The tenderest cuts of beef come from the long muscles that support the spine, running between the relatively tougher muscles of the shoulder at front and the round at the animal's rear. These long muscles are divided into two major cuts, and these are among the cuts called "primals" by chefs and meat cutters. The front half of the muscle is the rib primal, and the rear half is the loin primal. Rib cuts, including the rib eye, come from the rib primal and the front half of the steer. Loin cuts, which include the filet, come from the loin primal and the rear half of the steer.

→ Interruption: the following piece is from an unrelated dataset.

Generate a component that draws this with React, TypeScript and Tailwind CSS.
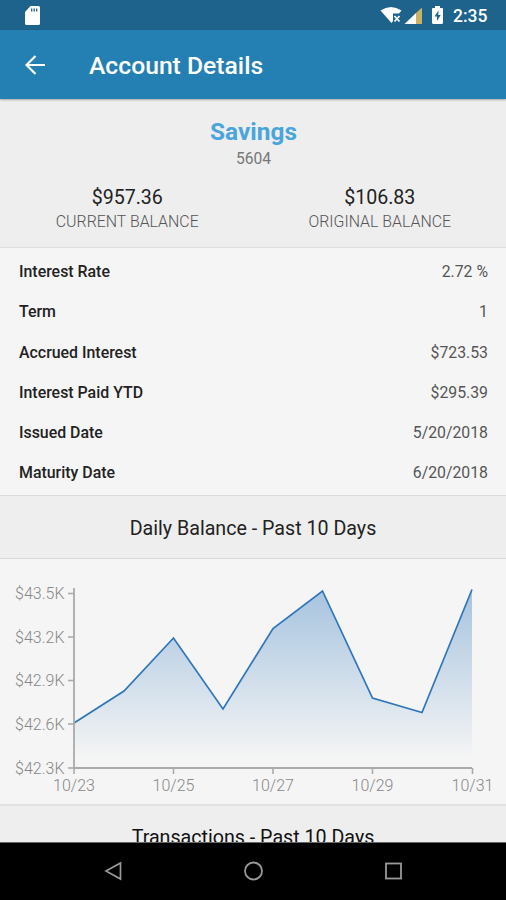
import React from "react";

const details: [string, string][] = [
  ["Interest Rate", "2.72 %"],
  ["Term", "1"],
  ["Accrued Interest", "$723.53"],
  ["Interest Paid YTD", "$295.39"],
  ["Issued Date", "5/20/2018"],
  ["Maturity Date", "6/20/2018"],
];

const yTicks: [string, number][] = [
  ["$43.5K", 34.5],
  ["$43.2K", 78],
  ["$42.9K", 121.5],
  ["$42.6K", 165],
  ["$42.3K", 209],
];

const xTicks: [string, number][] = [
  ["10/23", 74],
  ["10/25", 173.5],
  ["10/27", 273],
  ["10/29", 372.5],
  ["10/31", 472.5],
];

const line = "74,164 124,132 173.5,79 223,150 273,69.5 322.5,32 372.5,139 422,153.5 472,30.5";

function StatusBar() {
  return (
    <div className="flex h-[30px] shrink-0 items-center bg-[#1e638c] pl-[25px] pr-[17px] text-white">
      <svg width="15" height="19" viewBox="0 0 15 19">
        <path d="M5.5 0H13.5Q15 0 15 1.5V17.5Q15 19 13.5 19H1.5Q0 19 0 17.5V6Z" fill="#fff" />
        <path d="M6.7 2.5v3M9.2 2.5v3M11.7 2.5v3" stroke="#1e638c" strokeWidth="1.3" />
      </svg>
      <svg className="ml-auto" width="64" height="20" viewBox="0 0 64 20">
        <path d="M0.5 5.5Q11 -1.5 21.500 5.500L19 8.500H13V16L11.500 18Z" fill="#fff" />
        <path d="M14.500 11L19.500 16.500M19.500 11L14.500 16.500" stroke="#fff" strokeWidth="1.700" />
        <path d="M24.500 19L36 8V19Z" fill="#fff" />
        <path d="M36 8L42 2.500V19H36Z" fill="#cbb167" />
        <path d="M55 1H60V3H62Q63 3 63 4V17.500Q63 19 61.500 19H53.500Q52 19 52 17.500V4Q52 3 53 3H55Z" fill="#fff" />
        <path d="M58.500 5.500L54.500 11.500H57V16L60.700 10H58.300Z" fill="#1e638c" />
      </svg>
      <span className="ml-[9px] mt-[2px] w-[36px] whitespace-nowrap text-[17.5px] font-medium leading-5">2:35</span>
    </div>
  );
}

function SummaryAmount({ amount, label }: { amount: string; label: string }) {
  return (
    <div className="flex flex-1 flex-col items-center">
      <span className="text-[19.6px] leading-6 text-[#222]">{amount}</span>
      <span className="text-[15.9px] font-light leading-6 text-[#555]">{label}</span>
    </div>
  );
}

function BalanceChart() {
  return (
    <svg className="block" width="506" height="245" viewBox="0 0 506 245">
      <defs>
        <linearGradient id="balance" x1="0" y1="31" x2="0" y2="209" gradientUnits="userSpaceOnUse">
          <stop offset="0" stopColor="#2673ba" stopOpacity=".38" />
          <stop offset=".95" stopColor="#2673ba" stopOpacity="0" />
        </linearGradient>
      </defs>
      <polygon points={`${line} 472,209 74,209`} fill="url(#balance)" />
      <polyline points={line} fill="none" stroke="#2e76bb" strokeWidth="1.7" />
      <path d="M74 29V209H472" fill="none" stroke="#aaa" strokeWidth="1.800" />
      {yTicks.map(([label, y]) => (
        <g key={label}>
          <path d={`M68 ${y}H74`} stroke="#aaa" strokeWidth="1.6" />
          <text x="64.500" y={y + 5.8} textAnchor="end" fontSize="16" fontWeight="300" fill="#888">{label}</text>
        </g>
      ))}
      {xTicks.map(([label, x]) => (
        <g key={label}>
          <path d={`M${x} 209V215`} stroke="#aaa" strokeWidth="1.6" />
          <text x={x} y="232" textAnchor="middle" fontSize="16" fontWeight="300" fill="#888">{label}</text>
        </g>
      ))}
    </svg>
  );
}

export default function App() {
  return (
    <div className="flex h-[900px] w-[506px] flex-col overflow-hidden bg-[#f5f5f5] font-['Roboto',sans-serif]">
      <StatusBar />
      <header className="z-10 flex h-[69px] shrink-0 items-center bg-[#247fb3] pl-[25px] text-white shadow-[0_1px_2px_rgba(0,0,0,0.3)]">
        <svg width="20" height="20" viewBox="0 0 20 20" fill="none" stroke="#fff" strokeWidth="2.200">
          <path d="M20 10H2M10.500 1L1.500 10L10.500 19" />
        </svg>
        <h1 className="ml-[44px] mt-[2px] whitespace-nowrap text-[24.7px] font-medium leading-8">Account Details</h1>
      </header>
      <section className="flex h-[149px] shrink-0 flex-col items-center border-b border-[#dedede] bg-[#eee] pl-px pt-[18px]">
        <h2 className="text-[24.4px] font-bold leading-[30px] text-[#4aa5db]">Savings</h2>
        <span className="text-[15.6px] leading-6 text-[#777]">5604</span>
        <div className="mt-[15px] flex w-full">
          <SummaryAmount amount="$957.36" label="CURRENT BALANCE" />
          <SummaryAmount amount="$106.83" label="ORIGINAL BALANCE" />
        </div>
      </section>
      <section className="h-[247px] shrink-0 pl-[19px] pr-[18px] pt-[4px]">
        {details.map(([label, value]) => (
          <div key={label} className="flex h-[40.200px] items-center justify-between">
            <span className="text-[15.9px] font-medium text-[#222]">{label}</span>
            <span className="text-[15.8px] text-[#555]">{value}</span>
          </div>
        ))}
      </section>
      <h3 className="flex h-[64px] shrink-0 items-center justify-center border-y border-[#d9d9d9] bg-[#eee] pt-[4px] text-[19.65px] text-[#222]">
        Daily Balance - Past 10 Days
      </h3>
      <section className="h-[245px] shrink-0">
        <BalanceChart />
      </section>
      <h3 className="flex h-[38px] shrink-0 items-start justify-center overflow-hidden border-t-2 border-[#e2e2e2] bg-[#eee] pt-[20px] text-[19.65px] leading-6 text-[#111]">
        Transactions - Past 10 Days
      </h3>
      <nav className="flex h-[58px] shrink-0 items-center justify-center gap-[120px] border-t border-[#666] bg-black pb-px">
        <svg width="20" height="20" viewBox="0 0 20 20" fill="none" stroke="#999" strokeWidth="1.700">
          <path d="M17.500 2V18L3 10Z" />
        </svg>
        <svg width="20" height="20" viewBox="0 0 20 20" fill="none" stroke="#999" strokeWidth="1.800">
          <circle cx="10.500" cy="10" r="8.500" />
        </svg>
        <svg width="20" height="20" viewBox="0 0 20 20" fill="none" stroke="#999" strokeWidth="1.800">
          <rect x="3" y="2.500" width="15" height="15" />
        </svg>
      </nav>
    </div>
  );
}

It's physically impossible for them to both occur in the same cut.

A Closer Look at the Eye

The showpiece cut taken from the rib primal is a large standing rib roast, often called prime rib, which includes the first seven ribs and the tender muscles that overlay them. The cut can be sold as a large bone-in roast, cut into superlatively tender steaks with or without the bone, or trimmed of its bones to make a rib eye. The eye is the central muscle of the rib group, a roughly cylindrical section of unusually tender and well-marbled beef. Whether roasted whole or sliced for grilling steaks, it's one of the tenderest and most flavorful pieces of beef.

Finding the Filet

The whole fillet is not unlike the rib eye, a roughly cylindrical cut that's unusually tender. However the fillet is much leaner than the rib eye, which has more marbling and also contains thick veins of fat. Some diners prefer the fillet for its leanness and unsurpassed tenderness, while others favor the rib eye for its richness and better flavor. Both are premium cuts. Porterhouse and T-bone steaks fall into the same premium category, combining a section of the strip loin and a section of filet in each steak.

Confounding the Issue

That combination of strip steak and filet in one premium package might be why some diners expect to find a filet portion on their equally-costly rib eyes. In truth the steak often does contain two separate muscles, the eye itself and the cap muscle. The cap is the relatively flat piece of muscle that curves around the outside of a rib eye, joined to the eye muscle by a band of fat. It's very tender and well-marbled, and some butchers separate it from the rib eye for sale as a separate piece of high-end beef.